Thursday, February 17, 2011

Tomato-coconut braised chicken and couscous

There haven't been a lot of recipes here lately because I've been busy and everything we eat has been of the throw-it-together variety. And it's hard to share those meals, because I don't have recipes and I'm lucky if I can even remember what I did. And even if I do remember, they're frequently decent but uninteresting and not really worthy of sharing.

But every once in a while I get lucky. Braised chicken thighs in a dish that ended up being vaguely Indian, because I had a sweet potato to use up and I decided to add some coconut milk, so garam masala seemed like the logical spice pairing.

tomato-coconut chicken
{tomato-coconut braised chicken and couscous}

This is good. Good enough that I'd like to try to write down the gist of the recipe so that I could replicate it sometime. It starts, as most good things do, with a pile of sliced onions and some spice (garam masala, in this case). And then you braise some chicken, which is a thoroughly reliable cooking method for those of us who are just not so good with meat and quail at the thought of having to figure out exact cooking times. And at the very end, you stir in some couscous, to absorb the liquid and give the meal some heft.

The instructions for this dish make it seem more complicated than it is, but that's just because I gave you a lot of detail. And remember - you can adjust as needed. Swap veggies or spices or liquids. Add more liquid if you need it, add more couscous if you'd like. But I'll probably make it exactly this way again. 

Tomato Coconut Braised Chicken and Couscous (serves 4, probably with some leftover couscous)

3 - 4 yellow onions, sliced
A glug of olive oil, for the pan
4 cloves garlic, minced or pressed
3 carrots, chopped (just because I had them - you could leave them out)
1 - 2 tablespoons garam masala (one of my favorite spice blends, I get mine premade from the Indian market)
Large pinch of flaky salt (or whatever, in whatever amount you like)
3/4 cup red wine (totally optional - I just needed to use up the tail end of a bottle)
1 can diced tomatoes (14 oz), not drained
4 - 6 chicken thighs (I used bone in, but skinned them)
Extra liquid, as needed (I think I used an additional cup of beef broth, just because it was open, but you could use water or more tomatoes, or whatever)
1 large sweet potato, chunked (also optional, but it was sooo good in this dish)
1 can light coconut milk (14 oz)
3/4 cup whole wheat couscous

:: You want to use a large saucepan with a lid. I have a large straight sided saute pan (similar to this one, but in stainless steel), and it works beautifully here. 

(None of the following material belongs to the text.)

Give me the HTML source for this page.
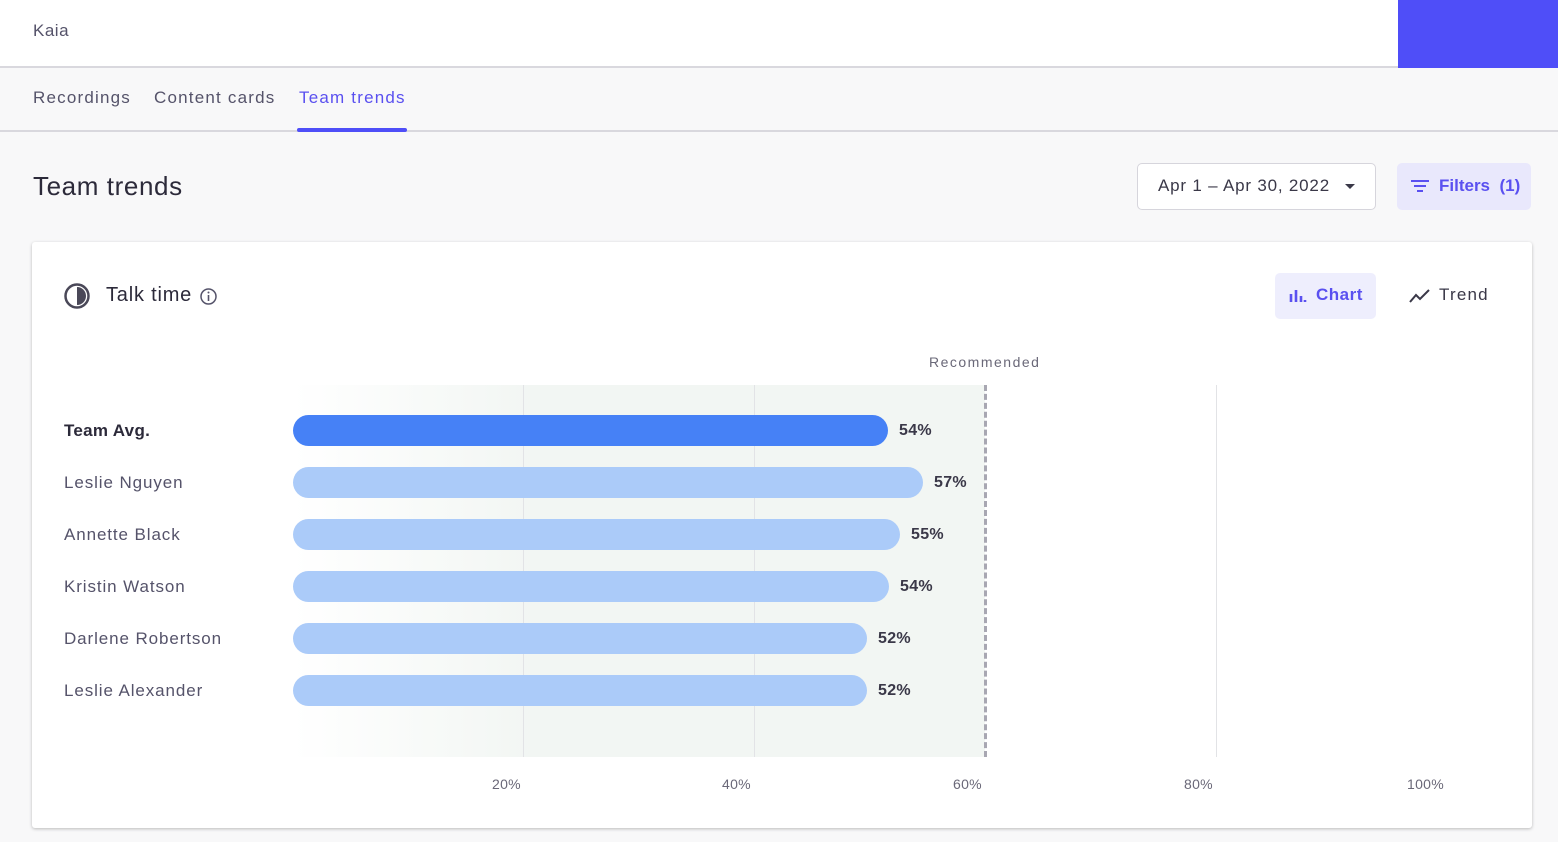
<!DOCTYPE html>
<html><head><style>
*{margin:0;padding:0;box-sizing:border-box}
body{width:1558px;height:842px;background:#f8f8f9;font-family:"Liberation Sans",sans-serif;position:relative;overflow:hidden;color:#2c2a3a}
.a{position:absolute;white-space:nowrap}
.bar{position:absolute;left:293px;height:31px;border-radius:16px;background:#abcbf9}
.name{position:absolute;left:64px;font-size:17px;color:#55536a;letter-spacing:0.9px}
.pct{position:absolute;font-size:16px;font-weight:bold;color:#3a3848;letter-spacing:0.3px}
.ax{position:absolute;top:776px;font-size:14px;color:#6a6878;letter-spacing:0.3px}
</style></head><body>
<div class="a" style="left:0;top:0;width:1558px;height:68px;background:#fff;border-bottom:2px solid #d9d8de"></div>
<div class="a" style="left:1398px;top:0;width:160px;height:68px;background:#4f4ef8"></div>
<div class="a" style="left:33px;top:21px;font-size:17px;color:#55536a;letter-spacing:0.5px">Kaia</div>
<div class="a" style="left:0;top:130px;width:1558px;height:2px;background:#d9d8de"></div>
<div class="a" style="left:33px;top:88px;font-size:17px;color:#55536a;letter-spacing:1.2px">Recordings</div>
<div class="a" style="left:154px;top:88px;font-size:17px;color:#55536a;letter-spacing:1.2px">Content cards</div>
<div class="a" style="left:299px;top:88px;font-size:17px;color:#5a50f0;letter-spacing:1.2px">Team trends</div>
<div class="a" style="left:297px;top:128px;width:110px;height:4px;background:#4f4ef8;border-radius:2px"></div>
<div class="a" style="left:33px;top:171px;font-size:26px;color:#2c2a3a;letter-spacing:0.6px">Team trends</div>
<div class="a" style="left:1137px;top:163px;width:239px;height:47px;background:#fff;border:1px solid #d6d5dc;border-radius:5px"></div>
<div class="a" style="left:1158px;top:176px;font-size:17px;color:#3a3848;letter-spacing:0.8px">Apr 1 – Apr 30, 2022</div>
<div class="a" style="left:1345px;top:184px;width:0;height:0;border-left:5px solid transparent;border-right:5px solid transparent;border-top:5px solid #3a3848"></div>
<div class="a" style="left:1397px;top:163px;width:134px;height:47px;background:#e9e8fc;border-radius:5px"></div>
<svg class="a" style="left:1410px;top:178px" width="20" height="16"><path d="M1 3h18M4 8h12M7 13h6" stroke="#5a50f0" stroke-width="2"/></svg>
<div class="a" style="left:1439px;top:176px;font-size:17px;font-weight:bold;color:#5a50f0">Filters&nbsp; (1)</div>
<div class="a" style="left:32px;top:242px;width:1500px;height:586px;background:#fff;border-radius:3px;box-shadow:0 1px 3px rgba(0,0,0,.25)"></div>
<svg class="a" style="left:63px;top:282px" width="28" height="28"><circle cx="14" cy="14" r="11.5" fill="none" stroke="#4a4858" stroke-width="2.5"/><path d="M14 5a9 9 0 0 1 0 18z" fill="#4a4858"/></svg>
<div class="a" style="left:106px;top:284px;font-size:20px;color:#2c2a3a;letter-spacing:0.8px">Talk time</div>
<svg class="a" style="left:199px;top:287px" width="19" height="19"><circle cx="9.5" cy="9.5" r="7.5" fill="none" stroke="#55536a" stroke-width="1.5"/><path d="M9.5 8v6" stroke="#55536a" stroke-width="1.6"/><circle cx="9.5" cy="5.5" r="1" fill="#55536a"/></svg>
<div class="a" style="left:1275px;top:273px;width:101px;height:46px;background:#eeeefd;border-radius:5px"></div>
<svg class="a" style="left:1289px;top:287px" width="18" height="16"><path d="M2 7v8M7 3v12M12 9v6M16 13v2" stroke="#5a50f0" stroke-width="2.6"/></svg>
<div class="a" style="left:1316px;top:285px;font-size:17px;font-weight:bold;color:#5a50f0;letter-spacing:0.5px">Chart</div>
<svg class="a" style="left:1409px;top:287px" width="22" height="16"><path d="M1 15l6-7 4 4 9-9" fill="none" stroke="#3a3848" stroke-width="2"/></svg>
<div class="a" style="left:1439px;top:285px;font-size:17px;color:#3a3848;letter-spacing:1.2px">Trend</div>
<div class="a" style="left:929px;top:354px;font-size:14px;color:#6a6878;letter-spacing:1.5px">Recommended</div>
<div class="a" style="left:293px;top:385px;width:692px;height:372px;background:linear-gradient(90deg,#fff,#f2f6f3 35%,#f2f6f3)"></div>
<div class="a" style="left:523px;top:385px;width:1px;height:372px;background:#e2e3e6"></div>
<div class="a" style="left:754px;top:385px;width:1px;height:372px;background:#e2e3e6"></div>
<div class="a" style="left:1216px;top:385px;width:1px;height:372px;background:#e2e3e6"></div>
<div class="a" style="left:984px;top:385px;width:0;height:372px;border-left:3px dashed #a8a7b2"></div>
<div class="bar" style="top:415px;width:595px;background:#4681f6"></div>
<div class="bar" style="top:467px;width:630px"></div>
<div class="bar" style="top:519px;width:607px"></div>
<div class="bar" style="top:571px;width:596px"></div>
<div class="bar" style="top:623px;width:574px"></div>
<div class="bar" style="top:675px;width:574px"></div>
<div class="name" style="top:421px;font-weight:bold;color:#2c2a3a;letter-spacing:0.3px">Team Avg.</div>
<div class="name" style="top:473px">Leslie Nguyen</div>
<div class="name" style="top:525px">Annette Black</div>
<div class="name" style="top:577px">Kristin Watson</div>
<div class="name" style="top:629px">Darlene Robertson</div>
<div class="name" style="top:681px">Leslie Alexander</div>
<div class="pct" style="left:899px;top:422px">54%</div>
<div class="pct" style="left:934px;top:474px">57%</div>
<div class="pct" style="left:911px;top:526px">55%</div>
<div class="pct" style="left:900px;top:578px">54%</div>
<div class="pct" style="left:878px;top:630px">52%</div>
<div class="pct" style="left:878px;top:682px">52%</div>
<div class="ax" style="left:492px">20%</div>
<div class="ax" style="left:722px">40%</div>
<div class="ax" style="left:953px">60%</div>
<div class="ax" style="left:1184px">80%</div>
<div class="ax" style="left:1407px">100%</div>
</body></html>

:: Saute the onions in the olive oil over medium heat, until they're soft and starting to brown and caramelize (maybe 10 - 15 minutes).

:: Meanwhile, chop your carrots and press your garlic. Get out your garam masala, open your can of tomatoes. Take the skin off your chicken if you'd like.

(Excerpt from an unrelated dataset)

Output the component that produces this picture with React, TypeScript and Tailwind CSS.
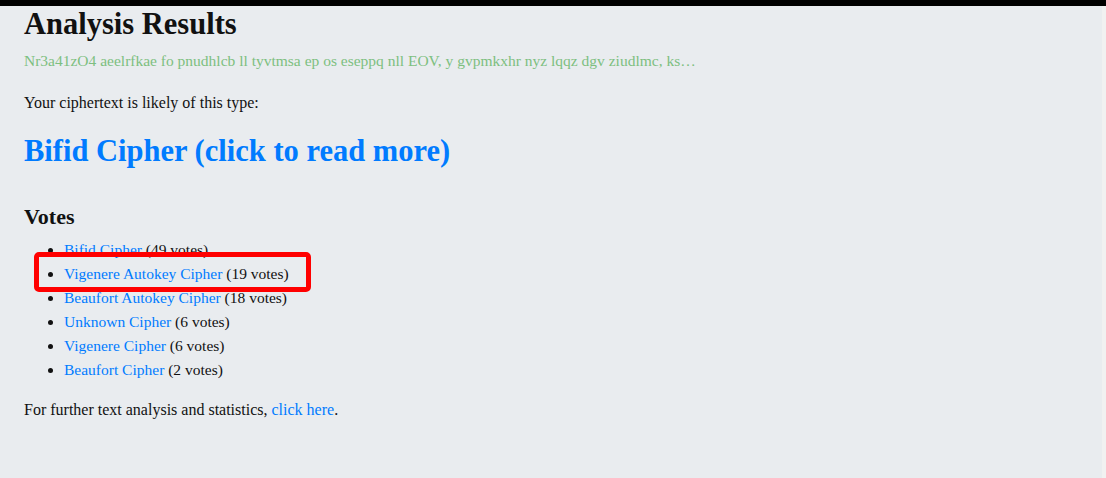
import React from "react";

const votes = [
  { name: "Bifid Cipher", votes: 49 },
  { name: "Vigenere Autokey Cipher", votes: 19 },
  { name: "Beaufort Autokey Cipher", votes: 18 },
  { name: "Unknown Cipher", votes: 6 },
  { name: "Vigenere Cipher", votes: 6 },
  { name: "Beaufort Cipher", votes: 2 },
];

export default function App() {
  return (
    <div
      className="min-h-screen flex flex-col bg-[#e9ecef] text-[#111]"
      style={{ fontFamily: '"Liberation Serif", "Times New Roman", serif' }}
    >
      <div className="h-[6px] bg-black shrink-0" />
      <div className="flex flex-1">
        <main className="relative flex-1 px-6 pb-10">
          <h1 className="text-[30.5px] leading-[36px] font-bold mt-0">Analysis Results</h1>
          <p className="mt-[7px] text-[15.5px] leading-[24px] text-[#7dbf80]">
            Nr3a41zO4 aeelrfkae fo pnudhlcb ll tyvtmsa ep os eseppq nll EOV, y gvpmkxhr nyz lqqz dgv ziudlmc, ks…
          </p>
          <p className="mt-[18px] text-[16px] leading-[24px]">Your ciphertext is likely of this type:</p>
          <a href="#" className="block mt-[16px] text-[30.5px] leading-[40px] font-bold text-[#007bff]">
            Bifid Cipher (click to read more)
          </a>
          <h2 className="mt-[32px] text-[22px] leading-[28px] font-bold">Votes</h2>
          <ul className="mt-[7px] list-disc pl-10 text-[15.5px] leading-[24px]">
            {votes.map((v) => (
              <li key={v.name}>
                <a href="#" className="text-[#007bff]">{v.name}</a> ({v.votes} votes)
              </li>
            ))}
          </ul>
          <p className="mt-[16px] text-[16px] leading-[24px]">
            For further text analysis and statistics, <a href="#" className="text-[#007bff]">click here</a>.
          </p>
          <div className="absolute left-[34px] top-[246px] w-[277px] h-[40px] border-[5px] border-[#ff0000] rounded-[5px] pointer-events-none" />
        </main>
        <div className="w-[4px] bg-[#f1f1f1] shrink-0" />
      </div>
    </div>
  );
}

:: When the onions are ready, toss in your carrots and garlic. Saute for another few minutes, then add the garam masala and stir for a minute, to get the spice incorporated.

:: Pour in the red wine (if using) and your can of tomatoes. Stir it up, add a pinch of salt. Place the chicken thighs in the pan.

:: If the chicken isn't covered by liquid (not swimming in liquid, just a very thin layer over the top), then add a bit of extra liquid to bring it up. I used broth, but you could use water if you'd like, or more tomatoes.

:: Let it come to a simmer, cover the pan and lower the heat. It'll need to cook for at least 45 minutes to get that nice falling off the bone tenderness.

:: After about 15 minutes, toss in the chunks of sweet potato. It takes a little less time to cook, so it doesn't need to be in there the whole time. Stir, turn the chicken over if you'd like, replace the lid, walk away.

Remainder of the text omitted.